Your instructions:
An exact copy of all the data is required, with pictures left out.

#####

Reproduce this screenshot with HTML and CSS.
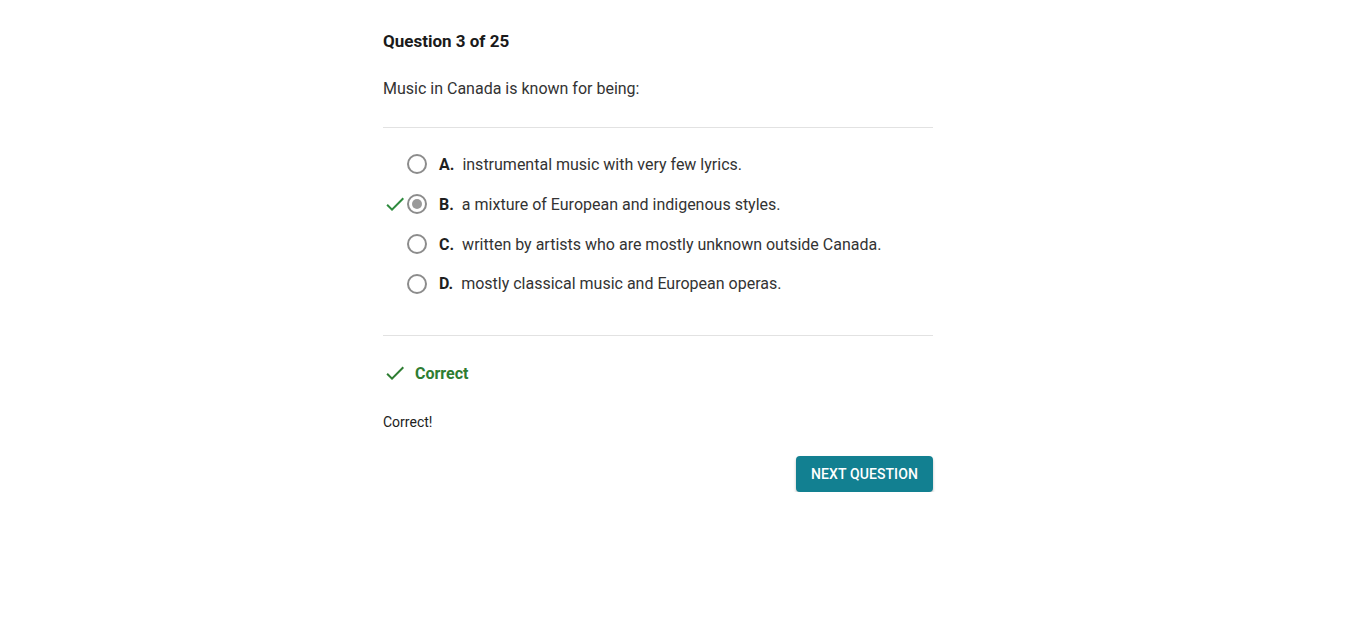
FILE: index.html
```html
<!DOCTYPE html>
<html>
<head>
<meta charset="utf-8">
<link rel="stylesheet" href="styles.css">
</head>
<body>
<main class="quiz">
  <h1 class="title">Question 3 of 25</h1>
  <p class="prompt">Music in Canada is known for being:</p>
  <hr class="divider">
  <ul class="options">
    <li class="option">
      <span class="mark"></span>
      <span class="radio"></span>
      <span class="letter">A.</span>
      <span class="text">instrumental music with very few lyrics.</span>
    </li>
    <li class="option">
      <span class="mark"><svg viewBox="0 0 24 24" width="24" height="24"><path d="M9 16.17L4.83 12l-1.42 1.41L9 19 21 7l-1.41-1.41z"/></svg></span>
      <span class="radio checked"></span>
      <span class="letter">B.</span>
      <span class="text">a mixture of European and indigenous styles.</span>
    </li>
    <li class="option">
      <span class="mark"></span>
      <span class="radio"></span>
      <span class="letter">C.</span>
      <span class="text">written by artists who are mostly unknown outside Canada.</span>
    </li>
    <li class="option">
      <span class="mark"></span>
      <span class="radio"></span>
      <span class="letter">D.</span>
      <span class="text">mostly classical music and European operas.</span>
    </li>
  </ul>
  <hr class="divider lower">
  <div class="result">
    <span class="mark"><svg viewBox="0 0 24 24" width="24" height="24"><path d="M9 16.17L4.83 12l-1.42 1.41L9 19 21 7l-1.41-1.41z"/></svg></span>
    <span class="result-label">Correct</span>
  </div>
  <p class="feedback">Correct!</p>
  <div class="actions">
    <button class="next">Next question</button>
  </div>
</main>
</body>
</html>
```

FILE: styles.css
```css
html, body {
  margin: 0;
  padding: 0;
  background: #ffffff;
}
body {
  font-family: Roboto, "Liberation Sans", Arial, sans-serif;
  color: #212121;
}
.quiz {
  width: 550px;
  margin-left: 383px;
  padding-top: 29px;
}
.title {
  margin: 0;
  font-size: 17px;
  line-height: 24px;
  font-weight: 700;
  color: #1a1a1a;
}
.prompt {
  margin: 24px 0 0;
  font-size: 16px;
  line-height: 24px;
  color: #333333;
}
.divider {
  margin: 26px 0 0;
  border: 0;
  height: 1px;
  background: #e2e2e2;
}
.divider.lower {
  margin-top: 32px;
}
.options {
  list-style: none;
  margin: 16px 0 0;
  padding: 0;
}
.option {
  display: flex;
  align-items: center;
  height: 40px;
  font-size: 16px;
  color: #333333;
}
.option:last-child {
  height: 39px;
}
.mark {
  width: 24px;
  height: 24px;
  flex: none;
  display: flex;
}
.mark svg {
  fill: #2e8b3e;
}
.radio {
  box-sizing: border-box;
  width: 20px;
  height: 20px;
  border: 2px solid #8c8c8c;
  border-radius: 50%;
  flex: none;
  margin-right: 12px;
  display: flex;
  align-items: center;
  justify-content: center;
}
.radio.checked::after {
  content: "";
  width: 10px;
  height: 10px;
  border-radius: 50%;
  background: #9a9a9a;
}
.letter {
  font-weight: 700;
  color: #1f1f1f;
  margin-right: 8px;
}
.result {
  display: flex;
  align-items: center;
  margin-top: 25px;
  height: 24px;
}
.result .mark {
  margin-right: 8px;
}
.result .mark svg {
  fill: #2e7d32;
}
.result-label {
  font-size: 16px;
  font-weight: 700;
  color: #2e7d32;
}
.feedback {
  margin: 27px 0 0;
  font-size: 14px;
  line-height: 20px;
  color: #212121;
}
.actions {
  display: flex;
  justify-content: flex-end;
  margin-top: 24px;
}
.next {
  height: 36px;
  width: 137px;
  border: 0;
  border-radius: 4px;
  background: #128091;
  color: #ffffff;
  font-family: Roboto, "Liberation Sans", Arial, sans-serif;
  font-size: 14px;
  font-weight: 500;
  text-transform: uppercase;
  letter-spacing: 0.1px;
  box-shadow: 0 2px 3px rgba(0,0,0,0.25);
  cursor: pointer;
}
```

#####

Written solution:
Reproduce this screenshot with HTML and CSS.
FILE: index.html
```html
<!DOCTYPE html>
<html>
<head>
<meta charset="utf-8">
<link rel="stylesheet" href="styles.css">
</head>
<body>
<main class="quiz">
  <h1 class="title">Question 3 of 25</h1>
  <p class="prompt">Music in Canada is known for being:</p>
  <hr class="divider">
  <ul class="options">
    <li class="option">
      <span class="mark"></span>
      <span class="radio"></span>
      <span class="letter">A.</span>
      <span class="text">instrumental music with very few lyrics.</span>
    </li>
    <li class="option">
      <span class="mark"><svg viewBox="0 0 24 24" width="24" height="24"><path d="M9 16.17L4.83 12l-1.42 1.41L9 19 21 7l-1.41-1.41z"/></svg></span>
      <span class="radio checked"></span>
      <span class="letter">B.</span>
      <span class="text">a mixture of European and indigenous styles.</span>
    </li>
    <li class="option">
      <span class="mark"></span>
      <span class="radio"></span>
      <span class="letter">C.</span>
      <span class="text">written by artists who are mostly unknown outside Canada.</span>
    </li>
    <li class="option">
      <span class="mark"></span>
      <span class="radio"></span>
      <span class="letter">D.</span>
      <span class="text">mostly classical music and European operas.</span>
    </li>
  </ul>
  <hr class="divider lower">
  <div class="result">
    <span class="mark"><svg viewBox="0 0 24 24" width="24" height="24"><path d="M9 16.17L4.83 12l-1.42 1.41L9 19 21 7l-1.41-1.41z"/></svg></span>
    <span class="result-label">Correct</span>
  </div>
  <p class="feedback">Correct!</p>
  <div class="actions">
    <button class="next">Next question</button>
  </div>
</main>
</body>
</html>
```

FILE: styles.css
```css
html, body {
  margin: 0;
  padding: 0;
  background: #ffffff;
}
body {
  font-family: Roboto, "Liberation Sans", Arial, sans-serif;
  color: #212121;
}
.quiz {
  width: 550px;
  margin-left: 383px;
  padding-top: 29px;
}
.title {
  margin: 0;
  font-size: 17px;
  line-height: 24px;
  font-weight: 700;
  color: #1a1a1a;
}
.prompt {
  margin: 24px 0 0;
  font-size: 16px;
  line-height: 24px;
  color: #333333;
}
.divider {
  margin: 26px 0 0;
  border: 0;
  height: 1px;
  background: #e2e2e2;
}
.divider.lower {
  margin-top: 32px;
}
.options {
  list-style: none;
  margin: 16px 0 0;
  padding: 0;
}
.option {
  display: flex;
  align-items: center;
  height: 40px;
  font-size: 16px;
  color: #333333;
}
.option:last-child {
  height: 39px;
}
.mark {
  width: 24px;
  height: 24px;
  flex: none;
  display: flex;
}
.mark svg {
  fill: #2e8b3e;
}
.radio {
  box-sizing: border-box;
  width: 20px;
  height: 20px;
  border: 2px solid #8c8c8c;
  border-radius: 50%;
  flex: none;
  margin-right: 12px;
  display: flex;
  align-items: center;
  justify-content: center;
}
.radio.checked::after {
  content: "";
  width: 10px;
  height: 10px;
  border-radius: 50%;
  background: #9a9a9a;
}
.letter {
  font-weight: 700;
  color: #1f1f1f;
  margin-right: 8px;
}
.result {
  display: flex;
  align-items: center;
  margin-top: 25px;
  height: 24px;
}
.result .mark {
  margin-right: 8px;
}
.result .mark svg {
  fill: #2e7d32;
}
.result-label {
  font-size: 16px;
  font-weight: 700;
  color: #2e7d32;
}
.feedback {
  margin: 27px 0 0;
  font-size: 14px;
  line-height: 20px;
  color: #212121;
}
.actions {
  display: flex;
  justify-content: flex-end;
  margin-top: 24px;
}
.next {
  height: 36px;
  width: 137px;
  border: 0;
  border-radius: 4px;
  background: #128091;
  color: #ffffff;
  font-family: Roboto, "Liberation Sans", Arial, sans-serif;
  font-size: 14px;
  font-weight: 500;
  text-transform: uppercase;
  letter-spacing: 0.1px;
  box-shadow: 0 2px 3px rgba(0,0,0,0.25);
  cursor: pointer;
}
```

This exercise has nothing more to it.